Getting ahead nowadays is very difficult without some reliance on the internet or digital technology. To promote yourself and keep up with the competition becomes increasingly difficult without websites or social media.
I know I’m not the only artist who finds working on the business side of things more difficult and certainly more tedious than creating in the studio.
TECHNOLOGY – JEKYLL & HYDE
Part of me appreciates the benefits of modern technology and part of me curses the day it was born. For instance, I just spent 30 minutes writing this blog using my usual method, the memo app on my phone. I was getting close to finishing when my phone died. I plug my charger in, open the app and guess what, no blog, erased from the face of the earth. Who makes an app that erases your work when your phone battery dies?
It’s a good example of how exasperating something can be. This wouldn’t have happened in the good old days when I would use a thing called a pen and physically write my thoughts down on a sheet of paper.
The up side? If things don’t go wrong along the way, technology can be a boost to getting your work out there and seen by people which is the ultimate goal of most artists.
THE BEST METHOD?
Trial and error is the answer. It’s not a five minute job working out what channels work best for you. It can take months, maybe years to find the best way of promoting yourself so the sooner you start the better. What works for one person may not suit another.
Try different social media platforms. Some are better for artists than others but it does depend on the type of art you make.
WEBSITES, A PRIME CHANNEL
Some will disagree with me here but I think it is essential for professional artists to have a quality website. Think of it as the shop window to show your wares to passers by. I know of some excellent artists who I’ve heard about through exhibitions and shows and when you research them their online presence is virtually nil. They’re not encouraging visitors to their shop window. Perhaps they feel that elusiveness adds to the mystery of their work or of them as an artist but it just encourages people to move on to artists they can read about and whose work they can view.
I’m in the process of having my website revamped by my long standing web designer zanet.co.uk
Zane has worked with me from my initial basic website requirements up to my new web design which is being developed currently & has always designed appropriately around my requirements at the time.

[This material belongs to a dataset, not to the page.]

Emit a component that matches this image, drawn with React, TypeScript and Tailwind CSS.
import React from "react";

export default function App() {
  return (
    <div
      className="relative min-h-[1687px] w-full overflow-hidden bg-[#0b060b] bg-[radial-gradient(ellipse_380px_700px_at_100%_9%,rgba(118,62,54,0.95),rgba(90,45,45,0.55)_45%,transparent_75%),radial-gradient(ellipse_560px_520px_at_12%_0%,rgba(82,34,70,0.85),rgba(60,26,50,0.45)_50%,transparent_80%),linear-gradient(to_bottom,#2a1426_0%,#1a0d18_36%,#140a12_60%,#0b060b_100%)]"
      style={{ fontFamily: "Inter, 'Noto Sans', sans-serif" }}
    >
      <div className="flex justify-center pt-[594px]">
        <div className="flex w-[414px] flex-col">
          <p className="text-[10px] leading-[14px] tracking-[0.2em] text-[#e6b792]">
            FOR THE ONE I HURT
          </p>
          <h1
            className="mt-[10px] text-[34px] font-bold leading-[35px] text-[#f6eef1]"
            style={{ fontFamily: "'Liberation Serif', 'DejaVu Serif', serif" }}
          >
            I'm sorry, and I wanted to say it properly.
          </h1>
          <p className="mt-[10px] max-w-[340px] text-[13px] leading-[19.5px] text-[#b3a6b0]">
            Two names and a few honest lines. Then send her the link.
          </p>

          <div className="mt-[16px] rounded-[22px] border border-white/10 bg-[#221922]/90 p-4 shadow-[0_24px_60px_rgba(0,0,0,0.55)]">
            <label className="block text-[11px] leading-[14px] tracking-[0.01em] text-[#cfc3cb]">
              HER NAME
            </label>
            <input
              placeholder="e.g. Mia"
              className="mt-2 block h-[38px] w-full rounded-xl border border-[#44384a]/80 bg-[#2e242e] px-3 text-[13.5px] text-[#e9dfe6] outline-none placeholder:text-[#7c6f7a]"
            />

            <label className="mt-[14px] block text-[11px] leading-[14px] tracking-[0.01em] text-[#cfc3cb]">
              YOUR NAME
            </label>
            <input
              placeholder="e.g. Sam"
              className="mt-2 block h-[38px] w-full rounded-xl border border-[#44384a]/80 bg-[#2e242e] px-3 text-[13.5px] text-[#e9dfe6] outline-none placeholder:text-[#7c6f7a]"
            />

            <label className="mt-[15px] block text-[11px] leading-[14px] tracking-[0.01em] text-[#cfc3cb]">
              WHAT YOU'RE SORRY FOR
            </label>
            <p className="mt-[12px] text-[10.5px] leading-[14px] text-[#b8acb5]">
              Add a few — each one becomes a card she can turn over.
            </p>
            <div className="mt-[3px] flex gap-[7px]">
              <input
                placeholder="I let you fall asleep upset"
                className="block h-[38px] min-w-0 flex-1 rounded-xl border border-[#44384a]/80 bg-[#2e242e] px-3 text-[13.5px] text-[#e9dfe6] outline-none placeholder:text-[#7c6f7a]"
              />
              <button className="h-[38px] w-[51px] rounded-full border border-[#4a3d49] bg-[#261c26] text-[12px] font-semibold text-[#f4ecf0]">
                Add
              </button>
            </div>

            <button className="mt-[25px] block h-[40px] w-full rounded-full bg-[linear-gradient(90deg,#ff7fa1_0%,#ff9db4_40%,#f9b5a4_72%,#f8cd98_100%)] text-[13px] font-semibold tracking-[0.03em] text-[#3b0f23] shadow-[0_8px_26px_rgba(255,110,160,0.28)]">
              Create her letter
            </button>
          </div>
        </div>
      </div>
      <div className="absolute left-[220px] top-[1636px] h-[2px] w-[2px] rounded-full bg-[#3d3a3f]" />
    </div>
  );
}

A piece of advice I was given by Zane some years ago is to keep testing what’s working. For me it’s been a struggle because I’m not always at one with technology, but to survive in this world of nanos, bytes, crypto things and floppy discs (I think they died out actually), you have to keep checking what’s working and who’s finding you. It can be an uphill struggle and yes it’s extremely frustrating sometimes, but there are positives to technology. You just have to stick with it and make it work.